Mediation & Dispute Resolution

Mediation & Dispute Resolution

Planning, development and regeneration is a complex process and we appreciate that sometimes commercial disputes can arise. Our extensive experience of project delivery enables us to help settle disputes where they arise. Mediation is now an integral part of the pre-trial process and can lead to successful cost-effective outcomes as opposed to litigation. Ben Aspinall is an RICS Accredited Mediator.

What is Meditation?

Mediation is a voluntary, non-binding and private dispute resolution process in which a neutral person helps the parties reach a negotiated settlement.  The introduction of the Civil Procedure Rules (CPR) in 1999 transformed mediation into an integral part of the pre-trial process.  It is now accepted that all litigation lawyers must consider if mediation is an appropriate method of resolving their client’s dispute. Costs sanctions have been imposed against parties who decline mediation.

  • Voluntary - Mediation cannot take place unless the parties agree to enter the process.  Mediation is not possible without the participation of all parties, and will cease if one party walks out (which they are free to do at any time).
  • Non-binding – Mediation is non-binding until the point of settlement.  A mediator has no authority to make a binding determination, so if the parties cannot agree, there will be no settlement and the case will proceed to the next stage in the litigation process. However, if settlement is reached, the agreed terms will form part of an enforceable contract.
  • Highly successful - Even if the mediation does not end in a settlement on the day, it can act as a catalyst to settlement after the event. There is evidence to suggest that many cases that do not settle on the day, settle shortly after.
  • Without Prejudice - The mediation process is “without prejudice”.  Therefore parties can disclose information, express views, make suggestions or offer concessions, safe in the knowledge that this will not preclude them arguing a different position should the matter proceed to trial. Similarly, a party is free to refuse offers made in mediation without the risk of this being held against them.
  • Private and Confidential – The process is also strictly confidential.  The confidential nature of mediation negotiations stands in clear contrast to the courtroom, which is in public and potentially extremely embarrassing.

RICS ACRETM Mediation Accreditation

RICS ACRETM mediation accreditation enables the mediation of complex disputes to the highest standards across land, property, construction and infrastructure.

ACRETM  is a robust approach to mediation based on four main principles:

  • Analytical - Helping parties to analyse the circumstances, law, evidence, as well as the strengths and weaknesses of their case to empower them to make pragmatic and viable settlement decisions;
  • Commercial - Encompassing the wider commercial realities as well as narrow points of law to provide a flexible settlement, which courts or arbitration cannot;
  • Restorative - Focusing on restoring the business relationship between parties - proceedings are completely confidential to limit any further damage and enable parties to restore constructive ongoing relationships;
  • Expert - With many years’ experience and expertise we are able to help parties to reach a ‘common-sense’ settlement, or to narrow the issues in dispute, reducing court or arbitration costs.

Mediation Services

The role of the mediator is key to the success of any mediation. The mediator’s role is to assist the parties in a non-judgmental way in their negotiations with each other and help the parties work towards a consensual resolution to the dispute.
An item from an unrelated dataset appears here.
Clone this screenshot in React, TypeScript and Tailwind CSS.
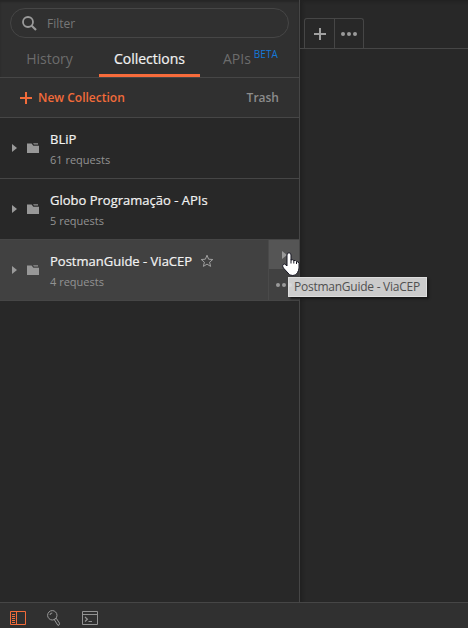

By its very nature a settlement is only possible in mediation with the consent of the parties.  It is they who are responsible for the terms of any agreement. As the onus of arriving at the terms of settlement rests with the parties, the flexibility of the process allows for more ingenuity and extra-legal solutions than would ever be possible from a determination imposed by a court or other arbitral process. Hence we are able to mediate on a wide scope of disputes with particular emphasis on:

  • Development Agreements
  • Joint Ventures
  • Planning Obligations
  • S106 Agreements
  • Procurement
  • Valuation – we are RICS Registered Valuers
  • Overage and Clawback Agreements
  • Sale and Purchase Agreements
  • Subject to Planning Agreements
  • Options and Site Promotion Agreements
  • Boundary Disputes

Mediation Advocacy

We can also assist clients as Mediation Advocates (i.e. acting for a party to the dispute rather than as a neutral Mediator) in order to help prepare for meditation and advise on settlement options.  This can be far more cost effective than a failure of mediation with the inevitable litigation.